◆ **GIVEN PROBLEM**: From the very first line of the data to the line containing "United by strings</text>", retype everything exactly, leaving the pictures behind.

◆ **GIVEN DATA**:
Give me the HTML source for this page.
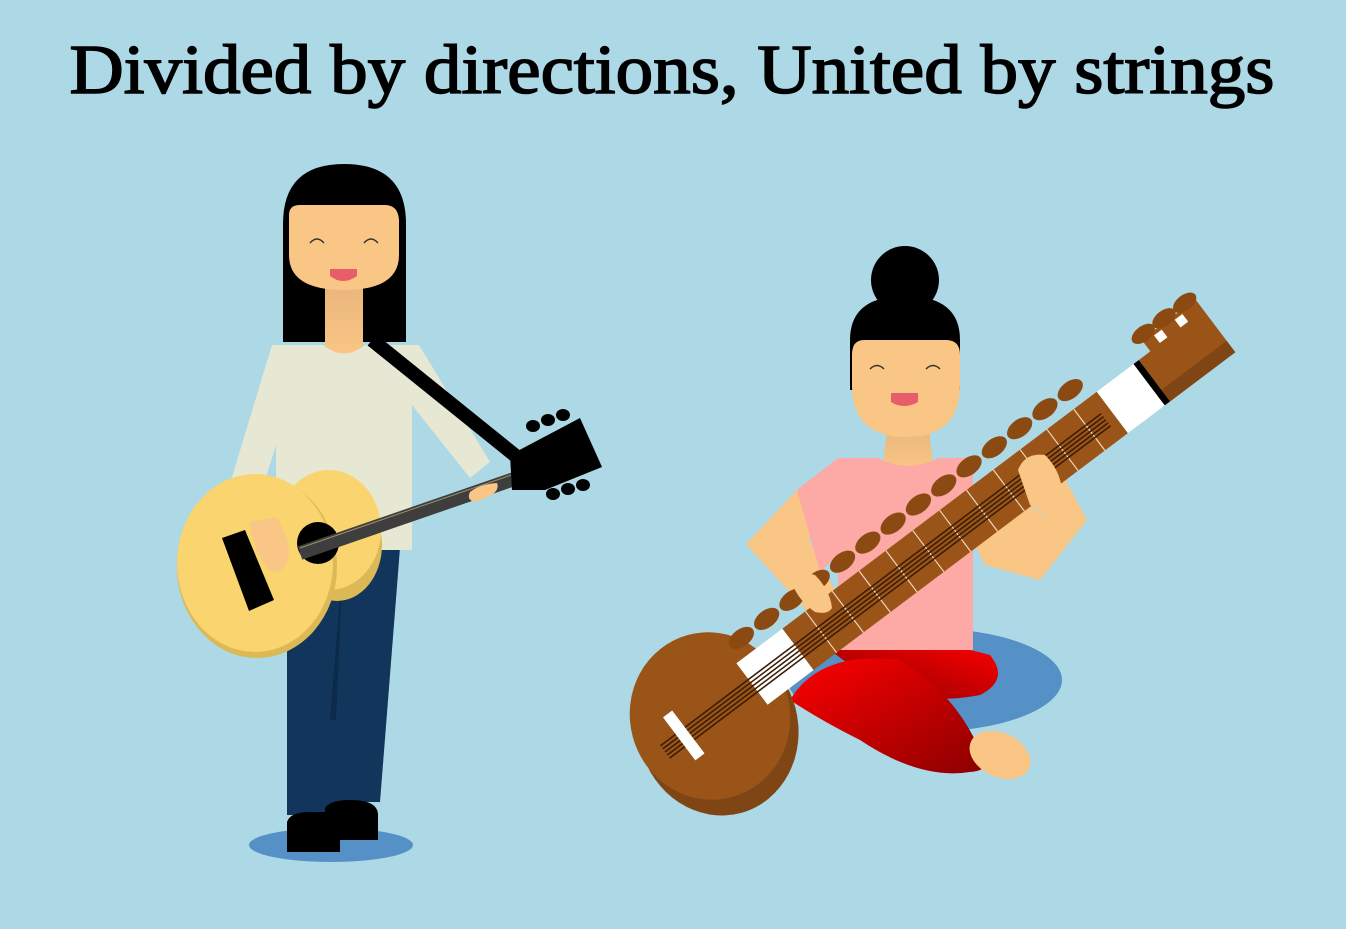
<!DOCTYPE html>
<html><head><meta charset="utf-8"><style>
html,body{margin:0;padding:0;background:#add8e6;width:1346px;height:929px;overflow:hidden}
svg{display:block}
</style></head><body>
<svg width="1346" height="929" viewBox="0 0 1346 929" xmlns="http://www.w3.org/2000/svg">
<defs>
<linearGradient id="neckg" x1="0" y1="0" x2="0" y2="1"><stop offset="0" stop-color="#e8b47c"/><stop offset="1" stop-color="#f9c686"/></linearGradient>
<linearGradient id="red1" x1="0" y1="0" x2="1" y2="1"><stop offset="0" stop-color="#ff0000"/><stop offset="1" stop-color="#8b0000"/></linearGradient>
<linearGradient id="red2" x1="1" y1="0" x2="0" y2="1"><stop offset="0" stop-color="#ff0000"/><stop offset="1" stop-color="#8b0000"/></linearGradient>
</defs>
<rect width="1346" height="929" fill="#add8e6"/>
<text x="672" y="93" text-anchor="middle" font-family="Liberation Serif, serif" font-size="70" stroke="#000" stroke-width="1.6" textLength="1205" lengthAdjust="spacingAndGlyphs" fill="#000">Divided by directions, United by strings</text>

<!-- Guitarist -->
<ellipse cx="331" cy="845" rx="82" ry="17" fill="#5591c7"/>
<path d="M283,342 L283,224 Q283,164 344,164 Q406,164 406,224 L406,342 Z" fill="#000"/>
<polygon points="287,548 400,548 380,802 340,802 336,815 287,815" fill="#12355b"/>
<polygon points="343,560 336,720 330,720" fill="#0c2a4a"/>
<path d="M287,852 L287,822 Q290,812 310,812 L340,812 L340,852 Z" fill="#000"/>
<path d="M325,840 L325,808 Q330,800 350,800 Q378,800 378,815 L378,840 Z" fill="#000"/>
<rect x="325" y="280" width="38" height="75" fill="url(#neckg)"/>
<path d="M272,345 L323,345 Q344,362 365,345 L419,345 L490,462 L470,478 L412,405 L412,550 L276,550 L276,445 L252,522 L225,500 Z" fill="#e6e8d4"/>
<path d="M289,215 Q289,205 300,205 L385,205 Q398,205 399,220 L399,255 Q399,290 344,290 Q289,290 289,255 Z" fill="#f9c686"/>
<path d="M310,243 Q317,235 324,243" stroke="#333" stroke-width="1.5" fill="none"/>
<path d="M364,243 Q371,235 378,243" stroke="#333" stroke-width="1.5" fill="none"/>
<path d="M330,269 L357,269 L357,276 Q343,286 330,276 Z" fill="#e85d6a"/>
<line x1="372" y1="340" x2="517" y2="457" stroke="#000" stroke-width="14"/>
<!-- guitar -->
<ellipse cx="337" cy="545" rx="45" ry="56" fill="#dbb956"/>
<ellipse cx="329" cy="530" rx="52" ry="60" fill="#f9d46f"/>
<ellipse cx="257" cy="567" rx="80" ry="91" fill="#dbb956"/>
<ellipse cx="255" cy="563" rx="78" ry="89" fill="#f9d46f"/>
<polygon points="222,538 245,530 274,600 249,611" fill="#000"/>
<circle cx="318" cy="543" r="21" fill="#000"/>
<line x1="300" y1="553" x2="520" y2="477" stroke="#3e3e3e" stroke-width="14"/>
<line x1="300" y1="548" x2="520" y2="472" stroke="#fbe08e" stroke-width="1" opacity="0.5"/>
<polygon points="510,455 580,418 602,467 545,490 512,490" fill="#000"/>
<g fill="#000"><ellipse cx="533" cy="426" rx="7" ry="6"/><ellipse cx="548" cy="420" rx="7" ry="6"/><ellipse cx="563" cy="415" rx="7" ry="6"/><ellipse cx="553" cy="494" rx="7" ry="6"/><ellipse cx="568" cy="489" rx="7" ry="6"/><ellipse cx="583" cy="485" rx="7" ry="6"/></g>
<path d="M250,522 L276,517 Q292,540 288,560 Q283,576 268,570 Q252,548 250,522 Z" fill="#f9c686"/>
<path d="M470,492 Q480,484 497,483 Q500,490 490,496 L475,502 Q466,500 470,492 Z" fill="#f9c686"/>

<!-- Sitar player -->
<ellipse cx="925" cy="680" rx="137" ry="52" fill="#5591c7"/>
<circle cx="905" cy="280" r="34" fill="#000"/>
<path d="M850,390 L850,340 Q850,296 905,296 Q960,296 960,340 L960,390 Z" fill="#000"/>
<path d="M830,650 Q900,630 990,655 Q1010,680 980,695 Q930,705 880,688 Z" fill="url(#red2)"/>
<path d="M790,700 Q820,650 900,660 Q950,690 975,740 Q1000,770 970,772 Q920,780 860,740 Q820,720 790,700 Z" fill="url(#red1)"/>
<ellipse cx="1000" cy="755" rx="32" ry="22" transform="rotate(25 1000 755)" fill="#f9c686"/>
<path d="M888,420 L928,420 L933,465 Q908,478 883,465 Z" fill="url(#neckg)"/>
<polygon points="797,490 822,520 809,540 840,600 830,615 806,610 746,544" fill="#f9c686"/>
<polygon points="973,540 985,565 1040,580 1087,520 1060,470 1035,450 1050,518 1010,495" fill="#f9c686"/>
<path d="M838,458 L878,458 Q908,474 938,458 L973,458 L973,650 L838,650 L838,555 L820,572 L797,490 Z" fill="#fda9a6"/>
<path d="M852,355 Q852,340 864,340 L946,340 Q960,340 960,355 L960,385 Q960,437 906,437 Q852,437 852,385 Z" fill="#f9c686"/>
<path d="M870,369 Q877,362 884,369" stroke="#333" stroke-width="1.5" fill="none"/>
<path d="M926,369 Q933,362 940,369" stroke="#333" stroke-width="1.5" fill="none"/>
<path d="M891,393 L918,393 L918,402 Q904,410 891,402 Z" fill="#e85d6a"/>
<!-- sitar -->
<ellipse cx="718" cy="728" rx="80" ry="88" transform="rotate(-15 718 728)" fill="#7f4514"/>
<ellipse cx="710" cy="716" rx="80" ry="84" transform="rotate(-15 710 716)" fill="#9a5418"/>
<g transform="translate(752,684) rotate(-37) scale(0.96)">
 <rect x="0" y="-27" width="60" height="54" fill="#fff"/>
 <rect x="60" y="-27" width="410" height="54" fill="#9a5418"/>
 <rect x="470" y="-27" width="48" height="54" fill="#fff"/>
 <rect x="518" y="-27" width="7" height="54" fill="#000"/>
 <polygon points="525,-27 610,-27 610,27 525,27" fill="#9a5418"/>
 <polygon points="525,12 610,12 610,27 525,27" fill="#7f4514"/>
 <rect x="540" y="-42" width="70" height="16" fill="#9a5418"/>
 <rect x="553" y="-38" width="10" height="10" fill="#fff"/>
 <rect x="580" y="-38" width="10" height="10" fill="#fff"/>
 <g fill="#8b4a12"><ellipse cx="545" cy="-46" rx="14" ry="8"/><ellipse cx="572" cy="-46" rx="14" ry="8"/><ellipse cx="599" cy="-46" rx="14" ry="8"/></g>
 <g stroke="#f1d9c0" stroke-width="1.2">
  <line x1="90" y1="-27" x2="90" y2="27"/><line x1="125" y1="-27" x2="125" y2="27"/><line x1="160" y1="-27" x2="160" y2="27"/><line x1="195" y1="-27" x2="195" y2="27"/><line x1="230" y1="-27" x2="230" y2="27"/><line x1="265" y1="-27" x2="265" y2="27"/><line x1="300" y1="-27" x2="300" y2="27"/><line x1="335" y1="-27" x2="335" y2="27"/><line x1="370" y1="-27" x2="370" y2="27"/><line x1="405" y1="-27" x2="405" y2="27"/><line x1="440" y1="-27" x2="440" y2="27"/>
 </g>
 <g stroke="#3a1c05" stroke-width="1.6">
  <line x1="-115" y1="-6" x2="460" y2="-6"/><line x1="-115" y1="-2" x2="460" y2="-2"/><line x1="-115" y1="2" x2="460" y2="2"/><line x1="-115" y1="6" x2="460" y2="6"/><line x1="-115" y1="10" x2="460" y2="10"/>
 </g>
 <rect x="-95" y="-28" width="12" height="56" fill="#fff"/>
 <g fill="#8b4a12">
  <ellipse cx="20" cy="-45" rx="15" ry="9"/><ellipse cx="53" cy="-45" rx="15" ry="9"/><ellipse cx="86" cy="-45" rx="15" ry="9"/><ellipse cx="119" cy="-45" rx="15" ry="9"/><ellipse cx="152" cy="-45" rx="15" ry="9"/><ellipse cx="185" cy="-45" rx="15" ry="9"/><ellipse cx="218" cy="-45" rx="15" ry="9"/><ellipse cx="251" cy="-45" rx="15" ry="9"/><ellipse cx="284" cy="-45" rx="15" ry="9"/><ellipse cx="317" cy="-45" rx="15" ry="9"/><ellipse cx="350" cy="-45" rx="15" ry="9"/><ellipse cx="383" cy="-45" rx="15" ry="9"/><ellipse cx="416" cy="-45" rx="15" ry="9"/><ellipse cx="449" cy="-45" rx="15" ry="9"/>
 </g>
</g>
<path d="M792,583 Q800,570 815,575 Q830,590 832,608 Q828,615 815,612 Q798,600 792,583 Z" fill="#f9c686"/>
<path d="M1018,470 Q1025,452 1045,455 Q1060,470 1062,490 L1050,518 L1030,505 Z" fill="#f9c686"/>
</svg>
</body></html>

◆ **SOLUTION BELOW**:
Give me the HTML source for this page.
<!DOCTYPE html>
<html><head><meta charset="utf-8"><style>
html,body{margin:0;padding:0;background:#add8e6;width:1346px;height:929px;overflow:hidden}
svg{display:block}
</style></head><body>
<svg width="1346" height="929" viewBox="0 0 1346 929" xmlns="http://www.w3.org/2000/svg">
<defs>
<linearGradient id="neckg" x1="0" y1="0" x2="0" y2="1"><stop offset="0" stop-color="#e8b47c"/><stop offset="1" stop-color="#f9c686"/></linearGradient>
<linearGradient id="red1" x1="0" y1="0" x2="1" y2="1"><stop offset="0" stop-color="#ff0000"/><stop offset="1" stop-color="#8b0000"/></linearGradient>
<linearGradient id="red2" x1="1" y1="0" x2="0" y2="1"><stop offset="0" stop-color="#ff0000"/><stop offset="1" stop-color="#8b0000"/></linearGradient>
</defs>
<rect width="1346" height="929" fill="#add8e6"/>
<text x="672" y="93" text-anchor="middle" font-family="Liberation Serif, serif" font-size="70" stroke="#000" stroke-width="1.6" textLength="1205" lengthAdjust="spacingAndGlyphs" fill="#000">Divided by directions, United by strings</text>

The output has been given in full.